Planetary Hours
A simple, ancient device. The day from sunrise to sunset is divided into twelve equal parts and the night likewise into twelve, so each hour is unequal — long in summer days, short in winter days. The first day-hour is ruled by the planet of the weekday, then the rulership cycles through the Chaldean order: Saturn, Jupiter, Mars, Sun, Venus, Mercury, Moon. Computed for your exact location with Swiss Ephemeris from real sunrise and sunset, not clock noon.
Why hours are unequal
The sky does not run on a sixty-minute clock. Daylight in Berlin in June lasts almost seventeen hours; in December, less than eight. A planetary hour stretches and contracts with the season, so it remains a true twelfth of the local daylight or night. The technique is older than the mechanical clock and refuses to be flattened by it. Your sunrise, your sunset, your hour.

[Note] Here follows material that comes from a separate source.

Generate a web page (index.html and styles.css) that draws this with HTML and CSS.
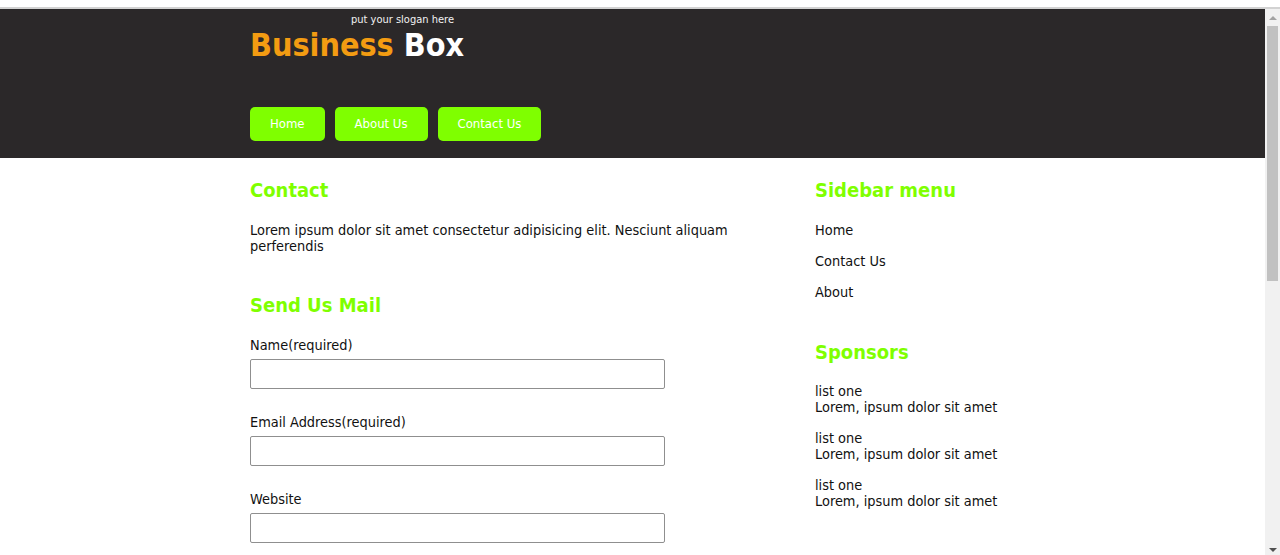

The Chaldean order and the days
The seven planets, ordered by their classical orbital speed, descend from Saturn to the Moon. Sunday begins with the Sun in its first day-hour; Monday begins with the Moon; Tuesday with Mars; Wednesday with Mercury; Thursday with Jupiter; Friday with Venus; Saturday with Saturn. The names of the days in Romance and Germanic languages still carry this scheme. The cycle through the twenty-four hours then lands the next day on its proper ruler — a closed mathematical loop.
How to use the hour
Match the hour's ruler to the matter. A Mercury hour for an important email, the explanation, the negotiation. A Venus hour for the gentle conversation, the artistic gesture, the apology you mean. A Saturn hour for the foundational task you keep avoiding. Mars for what needs decisive cutting, Sun for the public announcement, Jupiter for asking a favour, Moon for what is intimate and changing. The hour does not do the work; it shapes the room you do it in.
Hours inside the larger toolkit
Planetary hours are the smallest scale on the ladder. Annual profections handle the year, Firdaria the decade, Zodiacal Releasing the chapter, electional astrology the moment — and the hour is the moment's smallest natural unit. In an election, choosing an hour whose ruler is also a benefactor in your natal chart is one of the cheapest ways to add coherence. As a daily practice, planetary hours teach you to feel the texture of time without consulting a chart.
Frequently Asked Questions
Why not just use the modern 60-minute hour?
Because the technique is solar, not mechanical. A planetary hour is by definition one twelfth of the actual daylight or night at your location. Using clock hours would assign rulers to durations the technique was never built for, and the seven-day rotation through twenty-four positions would no longer close cleanly.
Do planetary hours work above the Arctic Circle?
Imperfectly. With no sunrise or no sunset for weeks, the twelve-part division breaks down. Practitioners at high latitudes use various conventions — civil twilight as a substitute, equal hours, or the local meridian. We display a warning if your coordinates produce an unusable cycle and offer the equal-hour fallback.
How precise does my location need to be?
City-level precision is enough. The difference between two neighbourhoods of the same city is a few seconds; the difference between a city and the wrong country can be more than an hour. We compute true sunrise and sunset for the coordinates you supply and adjust automatically for daylight saving where applicable.
Should I avoid the hour of an unfavourable planet entirely?
Not entirely — match planet to task. A Saturn hour is excellent for foundations, paperwork, what requires patience and form. It is poor for celebrations or first dates. The hour is not good or bad; it has a temperament. You either work with the temperament or you choose a different hour.